» Source excerpt:
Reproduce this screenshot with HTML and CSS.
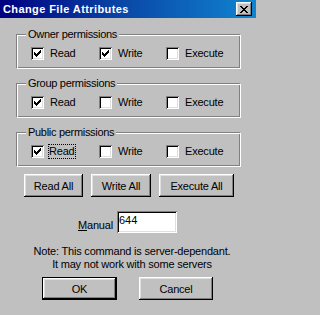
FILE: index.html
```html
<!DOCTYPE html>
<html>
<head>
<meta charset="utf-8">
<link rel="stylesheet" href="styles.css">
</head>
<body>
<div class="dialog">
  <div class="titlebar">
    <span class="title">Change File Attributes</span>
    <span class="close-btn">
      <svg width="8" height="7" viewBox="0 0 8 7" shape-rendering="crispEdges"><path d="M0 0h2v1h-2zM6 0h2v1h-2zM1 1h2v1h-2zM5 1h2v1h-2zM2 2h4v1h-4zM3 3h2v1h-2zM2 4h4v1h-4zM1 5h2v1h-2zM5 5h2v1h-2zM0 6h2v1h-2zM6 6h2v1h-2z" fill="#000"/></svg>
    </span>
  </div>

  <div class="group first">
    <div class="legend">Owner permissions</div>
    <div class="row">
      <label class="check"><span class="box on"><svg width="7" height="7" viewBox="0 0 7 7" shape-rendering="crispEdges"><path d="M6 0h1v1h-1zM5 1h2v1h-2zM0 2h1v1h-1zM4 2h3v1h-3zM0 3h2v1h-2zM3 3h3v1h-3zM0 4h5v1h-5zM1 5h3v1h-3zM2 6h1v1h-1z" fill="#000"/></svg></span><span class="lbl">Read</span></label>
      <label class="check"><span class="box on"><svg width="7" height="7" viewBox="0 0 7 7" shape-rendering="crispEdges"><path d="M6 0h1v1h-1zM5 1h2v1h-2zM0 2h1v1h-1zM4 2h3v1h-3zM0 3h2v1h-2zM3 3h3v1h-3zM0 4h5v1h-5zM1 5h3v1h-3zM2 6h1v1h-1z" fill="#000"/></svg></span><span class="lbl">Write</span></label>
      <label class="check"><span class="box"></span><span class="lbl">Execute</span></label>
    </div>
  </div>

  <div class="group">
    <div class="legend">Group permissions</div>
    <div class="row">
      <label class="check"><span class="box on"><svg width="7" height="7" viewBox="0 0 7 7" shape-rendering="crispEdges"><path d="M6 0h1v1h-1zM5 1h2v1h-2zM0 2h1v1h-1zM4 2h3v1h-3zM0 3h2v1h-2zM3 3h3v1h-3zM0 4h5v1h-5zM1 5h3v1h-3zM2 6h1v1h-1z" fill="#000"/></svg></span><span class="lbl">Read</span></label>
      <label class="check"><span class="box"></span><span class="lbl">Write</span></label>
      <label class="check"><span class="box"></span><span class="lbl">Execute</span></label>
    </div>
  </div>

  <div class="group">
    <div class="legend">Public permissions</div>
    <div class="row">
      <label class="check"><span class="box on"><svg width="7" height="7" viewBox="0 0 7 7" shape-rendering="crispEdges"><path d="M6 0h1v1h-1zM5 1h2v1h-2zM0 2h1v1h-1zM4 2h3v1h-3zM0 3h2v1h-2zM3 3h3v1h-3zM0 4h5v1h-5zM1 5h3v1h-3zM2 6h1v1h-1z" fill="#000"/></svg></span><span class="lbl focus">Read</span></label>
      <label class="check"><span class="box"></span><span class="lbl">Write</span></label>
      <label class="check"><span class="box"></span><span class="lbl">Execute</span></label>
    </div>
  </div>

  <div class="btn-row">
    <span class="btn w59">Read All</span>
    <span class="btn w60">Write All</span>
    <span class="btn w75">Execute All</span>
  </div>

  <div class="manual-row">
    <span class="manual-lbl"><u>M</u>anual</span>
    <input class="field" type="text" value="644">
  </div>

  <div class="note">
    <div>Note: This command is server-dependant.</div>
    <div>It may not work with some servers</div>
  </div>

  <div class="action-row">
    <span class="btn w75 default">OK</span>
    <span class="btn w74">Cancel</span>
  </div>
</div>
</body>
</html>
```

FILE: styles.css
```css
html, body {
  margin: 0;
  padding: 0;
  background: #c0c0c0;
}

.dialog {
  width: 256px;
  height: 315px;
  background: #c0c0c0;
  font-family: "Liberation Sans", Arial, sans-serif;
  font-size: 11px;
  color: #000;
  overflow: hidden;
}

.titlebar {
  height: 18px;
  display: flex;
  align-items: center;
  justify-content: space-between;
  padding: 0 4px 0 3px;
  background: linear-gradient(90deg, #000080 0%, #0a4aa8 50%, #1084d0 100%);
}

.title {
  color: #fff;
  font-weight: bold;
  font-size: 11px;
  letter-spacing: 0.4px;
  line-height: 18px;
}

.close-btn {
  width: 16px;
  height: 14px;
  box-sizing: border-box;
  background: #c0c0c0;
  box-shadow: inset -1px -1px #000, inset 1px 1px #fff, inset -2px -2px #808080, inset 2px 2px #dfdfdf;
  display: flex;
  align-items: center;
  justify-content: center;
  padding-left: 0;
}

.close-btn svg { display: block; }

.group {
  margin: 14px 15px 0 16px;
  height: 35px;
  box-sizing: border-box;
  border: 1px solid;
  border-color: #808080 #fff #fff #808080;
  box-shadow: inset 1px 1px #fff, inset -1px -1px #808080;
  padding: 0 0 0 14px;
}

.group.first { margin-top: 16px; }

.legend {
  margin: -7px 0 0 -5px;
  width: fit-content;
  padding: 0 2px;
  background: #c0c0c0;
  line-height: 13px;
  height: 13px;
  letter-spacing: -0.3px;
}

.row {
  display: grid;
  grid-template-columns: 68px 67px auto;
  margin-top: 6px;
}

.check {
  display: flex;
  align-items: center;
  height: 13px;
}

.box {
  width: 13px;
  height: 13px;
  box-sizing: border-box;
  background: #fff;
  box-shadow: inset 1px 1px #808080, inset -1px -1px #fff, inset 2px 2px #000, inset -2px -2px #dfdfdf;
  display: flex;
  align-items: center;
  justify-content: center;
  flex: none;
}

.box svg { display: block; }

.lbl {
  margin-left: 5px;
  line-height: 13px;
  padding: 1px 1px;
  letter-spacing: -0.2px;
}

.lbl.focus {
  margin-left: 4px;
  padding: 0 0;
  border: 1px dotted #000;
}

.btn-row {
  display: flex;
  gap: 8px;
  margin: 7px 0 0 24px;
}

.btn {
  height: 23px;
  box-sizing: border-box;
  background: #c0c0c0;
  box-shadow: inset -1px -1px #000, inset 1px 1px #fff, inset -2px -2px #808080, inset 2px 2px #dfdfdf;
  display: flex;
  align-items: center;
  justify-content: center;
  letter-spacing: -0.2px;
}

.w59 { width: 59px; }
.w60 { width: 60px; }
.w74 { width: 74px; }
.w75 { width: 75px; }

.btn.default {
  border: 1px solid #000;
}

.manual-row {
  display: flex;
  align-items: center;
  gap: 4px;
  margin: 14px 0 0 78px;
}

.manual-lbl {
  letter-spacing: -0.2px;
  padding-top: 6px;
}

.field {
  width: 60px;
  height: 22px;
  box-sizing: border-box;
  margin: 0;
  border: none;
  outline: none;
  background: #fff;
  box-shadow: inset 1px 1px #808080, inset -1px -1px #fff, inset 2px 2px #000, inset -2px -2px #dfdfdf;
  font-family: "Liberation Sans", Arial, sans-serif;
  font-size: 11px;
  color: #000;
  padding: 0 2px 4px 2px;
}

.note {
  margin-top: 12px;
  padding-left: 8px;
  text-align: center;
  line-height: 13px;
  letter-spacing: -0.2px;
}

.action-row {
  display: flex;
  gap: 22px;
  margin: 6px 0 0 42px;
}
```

» Exercise task: Quote each line of the listing exactly, but leave the pictures out.

» Answer to this problem:
Reproduce this screenshot with HTML and CSS.
FILE: index.html
```html
<!DOCTYPE html>
<html>
<head>
<meta charset="utf-8">
<link rel="stylesheet" href="styles.css">
</head>
<body>
<div class="dialog">
  <div class="titlebar">
    <span class="title">Change File Attributes</span>
    <span class="close-btn">
      <svg width="8" height="7" viewBox="0 0 8 7" shape-rendering="crispEdges"><path d="M0 0h2v1h-2zM6 0h2v1h-2zM1 1h2v1h-2zM5 1h2v1h-2zM2 2h4v1h-4zM3 3h2v1h-2zM2 4h4v1h-4zM1 5h2v1h-2zM5 5h2v1h-2zM0 6h2v1h-2zM6 6h2v1h-2z" fill="#000"/></svg>
    </span>
  </div>

  <div class="group first">
    <div class="legend">Owner permissions</div>
    <div class="row">
      <label class="check"><span class="box on"><svg width="7" height="7" viewBox="0 0 7 7" shape-rendering="crispEdges"><path d="M6 0h1v1h-1zM5 1h2v1h-2zM0 2h1v1h-1zM4 2h3v1h-3zM0 3h2v1h-2zM3 3h3v1h-3zM0 4h5v1h-5zM1 5h3v1h-3zM2 6h1v1h-1z" fill="#000"/></svg></span><span class="lbl">Read</span></label>
      <label class="check"><span class="box on"><svg width="7" height="7" viewBox="0 0 7 7" shape-rendering="crispEdges"><path d="M6 0h1v1h-1zM5 1h2v1h-2zM0 2h1v1h-1zM4 2h3v1h-3zM0 3h2v1h-2zM3 3h3v1h-3zM0 4h5v1h-5zM1 5h3v1h-3zM2 6h1v1h-1z" fill="#000"/></svg></span><span class="lbl">Write</span></label>
      <label class="check"><span class="box"></span><span class="lbl">Execute</span></label>
    </div>
  </div>

  <div class="group">
    <div class="legend">Group permissions</div>
    <div class="row">
      <label class="check"><span class="box on"><svg width="7" height="7" viewBox="0 0 7 7" shape-rendering="crispEdges"><path d="M6 0h1v1h-1zM5 1h2v1h-2zM0 2h1v1h-1zM4 2h3v1h-3zM0 3h2v1h-2zM3 3h3v1h-3zM0 4h5v1h-5zM1 5h3v1h-3zM2 6h1v1h-1z" fill="#000"/></svg></span><span class="lbl">Read</span></label>
      <label class="check"><span class="box"></span><span class="lbl">Write</span></label>
      <label class="check"><span class="box"></span><span class="lbl">Execute</span></label>
    </div>
  </div>

  <div class="group">
    <div class="legend">Public permissions</div>
    <div class="row">
      <label class="check"><span class="box on"><svg width="7" height="7" viewBox="0 0 7 7" shape-rendering="crispEdges"><path d="M6 0h1v1h-1zM5 1h2v1h-2zM0 2h1v1h-1zM4 2h3v1h-3zM0 3h2v1h-2zM3 3h3v1h-3zM0 4h5v1h-5zM1 5h3v1h-3zM2 6h1v1h-1z" fill="#000"/></svg></span><span class="lbl focus">Read</span></label>
      <label class="check"><span class="box"></span><span class="lbl">Write</span></label>
      <label class="check"><span class="box"></span><span class="lbl">Execute</span></label>
    </div>
  </div>

  <div class="btn-row">
    <span class="btn w59">Read All</span>
    <span class="btn w60">Write All</span>
    <span class="btn w75">Execute All</span>
  </div>

  <div class="manual-row">
    <span class="manual-lbl"><u>M</u>anual</span>
    <input class="field" type="text" value="644">
  </div>

  <div class="note">
    <div>Note: This command is server-dependant.</div>
    <div>It may not work with some servers</div>
  </div>

  <div class="action-row">
    <span class="btn w75 default">OK</span>
    <span class="btn w74">Cancel</span>
  </div>
</div>
</body>
</html>
```

FILE: styles.css
```css
html, body {
  margin: 0;
  padding: 0;
  background: #c0c0c0;
}

.dialog {
  width: 256px;
  height: 315px;
  background: #c0c0c0;
  font-family: "Liberation Sans", Arial, sans-serif;
  font-size: 11px;
  color: #000;
  overflow: hidden;
}

.titlebar {
  height: 18px;
  display: flex;
  align-items: center;
  justify-content: space-between;
  padding: 0 4px 0 3px;
  background: linear-gradient(90deg, #000080 0%, #0a4aa8 50%, #1084d0 100%);
}

.title {
  color: #fff;
  font-weight: bold;
  font-size: 11px;
  letter-spacing: 0.4px;
  line-height: 18px;
}

.close-btn {
  width: 16px;
  height: 14px;
  box-sizing: border-box;
  background: #c0c0c0;
  box-shadow: inset -1px -1px #000, inset 1px 1px #fff, inset -2px -2px #808080, inset 2px 2px #dfdfdf;
  display: flex;
  align-items: center;
  justify-content: center;
  padding-left: 0;
}

.close-btn svg { display: block; }

.group {
  margin: 14px 15px 0 16px;
  height: 35px;
  box-sizing: border-box;
  border: 1px solid;
  border-color: #808080 #fff #fff #808080;
  box-shadow: inset 1px 1px #fff, inset -1px -1px #808080;
  padding: 0 0 0 14px;
}

.group.first { margin-top: 16px; }

.legend {
  margin: -7px 0 0 -5px;
  width: fit-content;
  padding: 0 2px;
  background: #c0c0c0;
  line-height: 13px;
  height: 13px;
  letter-spacing: -0.3px;
}

.row {
  display: grid;
  grid-template-columns: 68px 67px auto;
  margin-top: 6px;
}

.check {
  display: flex;
  align-items: center;
  height: 13px;
}

.box {
  width: 13px;
  height: 13px;
  box-sizing: border-box;
  background: #fff;
  box-shadow: inset 1px 1px #808080, inset -1px -1px #fff, inset 2px 2px #000, inset -2px -2px #dfdfdf;
  display: flex;
  align-items: center;
  justify-content: center;
  flex: none;
}

.box svg { display: block; }

.lbl {
  margin-left: 5px;
  line-height: 13px;
  padding: 1px 1px;
  letter-spacing: -0.2px;
}

.lbl.focus {
  margin-left: 4px;
  padding: 0 0;
  border: 1px dotted #000;
}

.btn-row {
  display: flex;
  gap: 8px;
  margin: 7px 0 0 24px;
}

.btn {
  height: 23px;
  box-sizing: border-box;
  background: #c0c0c0;
  box-shadow: inset -1px -1px #000, inset 1px 1px #fff, inset -2px -2px #808080, inset 2px 2px #dfdfdf;
  display: flex;
  align-items: center;
  justify-content: center;
  letter-spacing: -0.2px;
}

.w59 { width: 59px; }
.w60 { width: 60px; }
.w74 { width: 74px; }
.w75 { width: 75px; }

.btn.default {
  border: 1px solid #000;
}

.manual-row {
  display: flex;
  align-items: center;
  gap: 4px;
  margin: 14px 0 0 78px;
}

.manual-lbl {
  letter-spacing: -0.2px;
  padding-top: 6px;
}

.field {
  width: 60px;
  height: 22px;
  box-sizing: border-box;
  margin: 0;
  border: none;
  outline: none;
  background: #fff;
  box-shadow: inset 1px 1px #808080, inset -1px -1px #fff, inset 2px 2px #000, inset -2px -2px #dfdfdf;
  font-family: "Liberation Sans", Arial, sans-serif;
  font-size: 11px;
  color: #000;
  padding: 0 2px 4px 2px;
}

.note {
  margin-top: 12px;
  padding-left: 8px;
  text-align: center;
  line-height: 13px;
  letter-spacing: -0.2px;
}

.action-row {
  display: flex;
  gap: 22px;
  margin: 6px 0 0 42px;
}
```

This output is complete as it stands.